President Trump’s provocative use of social media — including his recent retweeting of three anti-Muslim videos from a far-right British fringe group — could put lives at risk, according to one former CIA director. The agency’s current director, meanwhile, countered that Trump’s tweets have helped uncover useful information for the U.S.
Such were the views expressed Saturday by Leon Panetta, former CIA head and secretary of Defense in the Obama administration, and Trump’s pick to lead the agency, Mike Pompeo.
Panetta and Pompeo were among scores of experts sharing sometimes-clashing views during a two-day conference on security and foreign policy at the Ronald Reagan Presidential Library and Museum in Simi Valley. Along with cyber-threats, a recurring theme was the threat posed by North Korea, which launched an intercontinental ballistic missile Tuesday.
H.R. McMaster, White House national security advisor, said the communist country posed “the greatest immediate threat to the United States.” When asked if the recent missile launch had increased the chance of war, he replied, “I think it's increasing every day, which means that we are in a race, really — we are in a race to be able to solve this problem.”
The exchange between Panetta and Pompeo over the president’s tweets came during the day’s final panel, with Panetta warning that Trump’s retweets of the anti-Muslim videos, an action denounced by the British government, could have far-reaching results.
“When you tweet something like that out there, you don’t know what the consequences are going to be,” Panetta said. “And the consequences could involve lives.”
He noted that Koran burnings have led to demonstrations and violence overseas.
In 2012, several U.S. soldiers misinterpreted an order to dispose of Korans that they believed were being used by prisoners at a U.S. detention center near Bagram Air Base in Afghanistan to pass written messages.
The soldiers dumped the Korans into a pit used to incinerate trash, an act seen by Afghan workers. News of the incident led to attacks that killed seven Americans and triggered riots that left more than 30 people dead.
Panetta, then secretary of Defense, apologized for the incident.
In 2011, a U.N. compound in Afghanistan was overrun and workers killed after news that a fundamentalist pastor in Florida intentionally burned a Koran.
Panel moderator and Fox News chief political anchor Bret Baier asked Panetta to expand on comments he made days earlier about Trump’s retweets. “I’m not sure he fully understood the implications of what he was doing,” Panetta said.
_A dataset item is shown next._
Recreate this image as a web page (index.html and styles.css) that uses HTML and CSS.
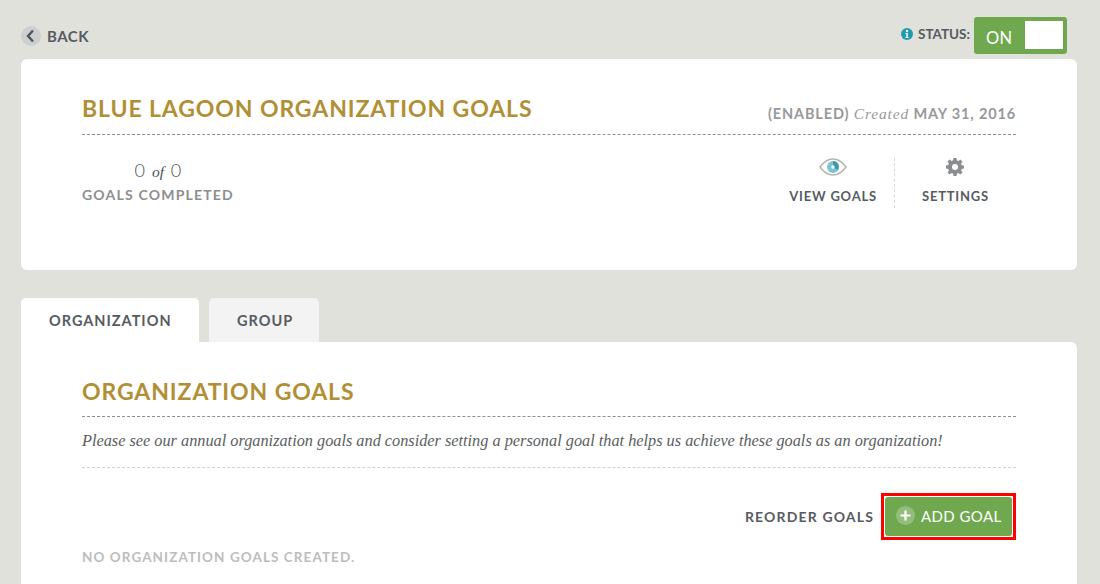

When asked by Baier in a largely tongue-in-cheek manner whether “one account on Twitter makes your job hard” — a question that drew laughs from the audience — Pompeo pushed back.
“I’ve actually seen it help us,” he said.
Without getting into specifics, Pompeo said “some things” Trump tweeted “actually had a real-world impact” on the agency’s ability to understand what’s going on abroad.
Specifically, adversaries responded to those tweets in ways that allowed his organization to determine who was listening to what messages and how those messages resonated around the world, Pompeo said.
The discussion with the two CIA directors was part of the Reagan National Defense Forum, an annual conference that brings together defense industry representatives, current and former government officials, representatives of Congress and others to discuss issues such as foreign policy and the defense industry.
During the panel discussion, Pompeo and Panetta also touched on the threat of North Korean missile development, the need to improve both offense and defense against cyberattacks and battling terrorism.
Though largely congenial, the two did trade a few verbal jabs regarding the president’s use of social media.
Speaking from his experience as chief of staff during the Clinton administration, Panetta said Trump needed to have a check process on his tweets.
“The whole purpose of the White House is to develop some discipline in terms of messaging, in terms of policy, in terms of everybody getting on the same page,” Panetta said.
Pompeo noted that the international “flash points” Panetta mentioned earlier in the discussion, such as fighting terrorism and dealing with North Korea, existed before Trump took office.
“Message discipline, as you refer to it, got us to those places,” he said.
There has been speculation in recent days that Pompeo is being actively considered by the president to replace Rex Tillerson as secretary of State. Baier did not shy away from the delicate topic, asking Pompeo in the first few minutes of the panel whether he has had talks about a “new job.”
The question got laughs from the audience. Pompeo responded, “I’m very focused on doing what I’m doing. There’s a lot of work to do.”
An earlier version of this article misspelled Bret Baier's first name as Brett.